The asset management business in home to some of the most intelligent and competitive minds you will find anywhere. Especially those in the hedge fund space where performance dictates assets under management. Accredited investors seek outsized returns for their money and hedge fund managers take outsized risks in attempt to beat benchmark indexes and other fund manager performance. If they outperform they gain more AUM and in turn, higher compensation. If they don’t they risk capital outflows as their investors withdraw funds and look to someone else to achieve higher returns.

So in a year where the U.S. benchmark indexes are up more than normal YTD, what is going through the mind of a fund manager that is likely behind the indexes or barely keeping up? This is something always on my mind in the final months of the year. You might picture a tight matchup in the NBA with a few minutes left on the clock. What plays might the coaches be drawing up on the sidelines to put themselves in position to win? The only thing that counts is a higher number of points on the scoreboard when the clock expires.

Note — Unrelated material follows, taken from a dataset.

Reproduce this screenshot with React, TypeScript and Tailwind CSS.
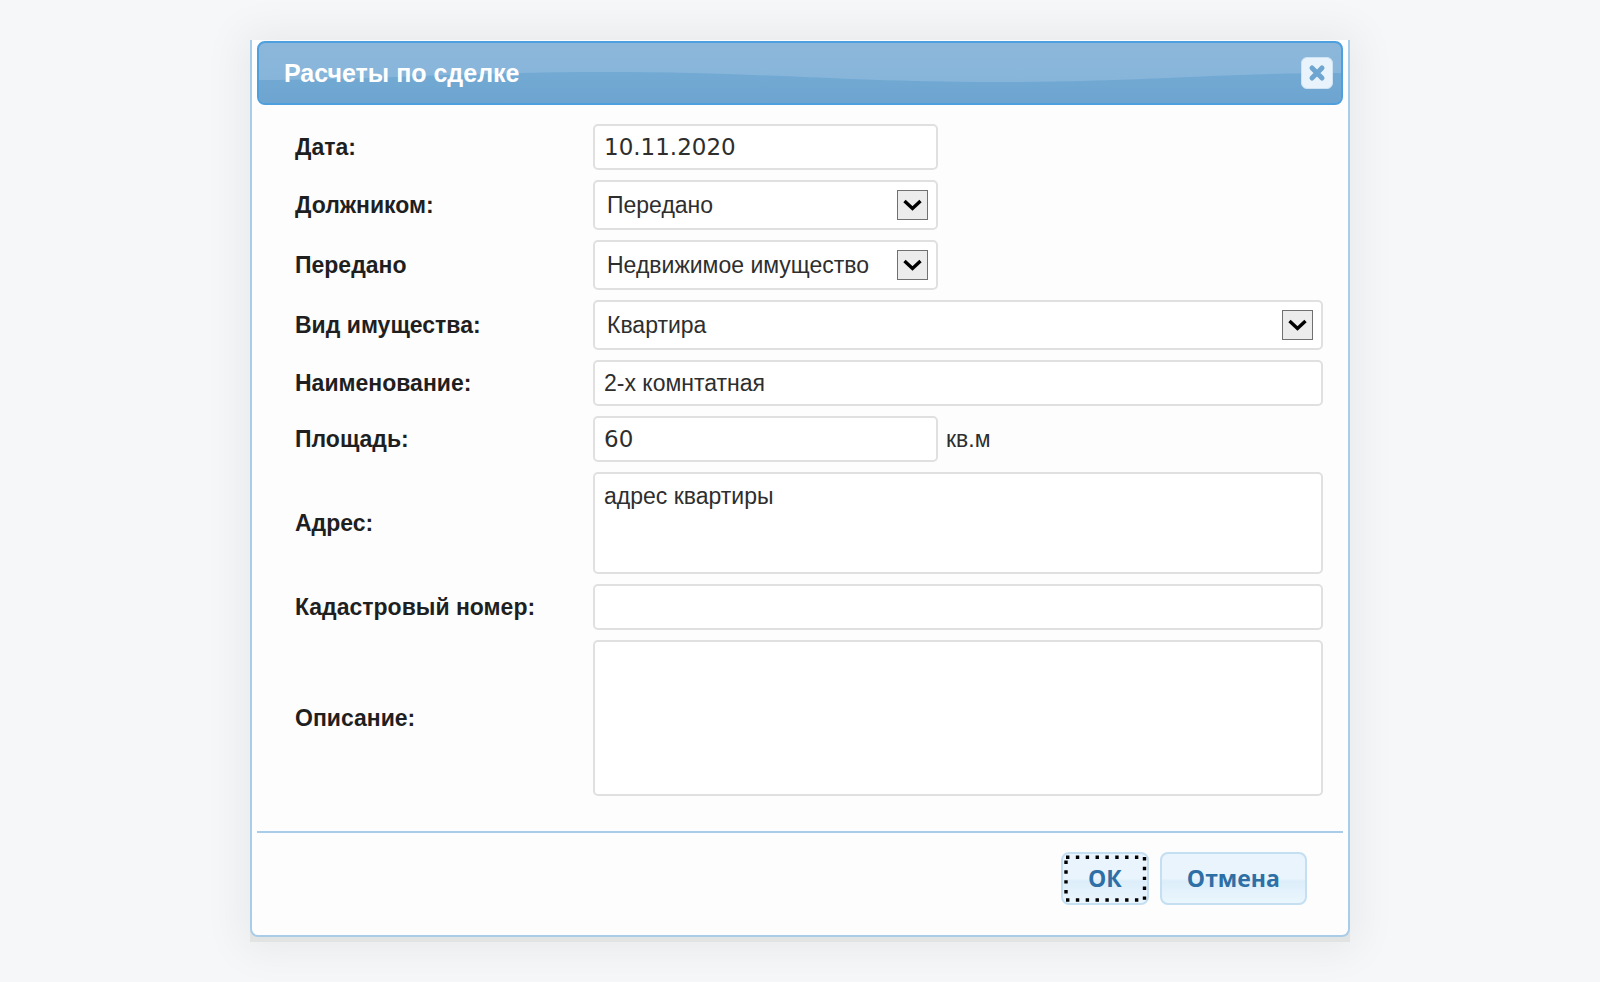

This is an oversimplified example of course but you get the idea. A look at the performance scoreboard as we near our “two minute warning” in the asset management business:

U.S. benchmarks returning 20-30% with the S&P 500 Index right in the middle at 25%. In a year where the active managers found themselves hostage to trade war headline risk, threats of a looming recession signaled by a very temporary inverted yield curve, and numerous other obstacles, keeping up with the indexes was no easy task.

If you were tuned out all year and simply opened your account statement at the end of Q3, you likely assumed it was a banner year free of tomfoolery. If you were in the trenches day to day it was a battle. At times it felt like an all out war and I would assume a small percentage of funds are beating the benchmark by any significant amount.

This brings us to the question at hand. The question you always find yourself pondering when actively managing money. That is, “where do I want to be positioned in an attempt to get in front of the big institutional buyers?” They are the ones who ultimately move markets. You want to be in front of them to ride the waves they create with their buying pressure. So, knowing the type of year it was, where do I think these guys want to be going into year end?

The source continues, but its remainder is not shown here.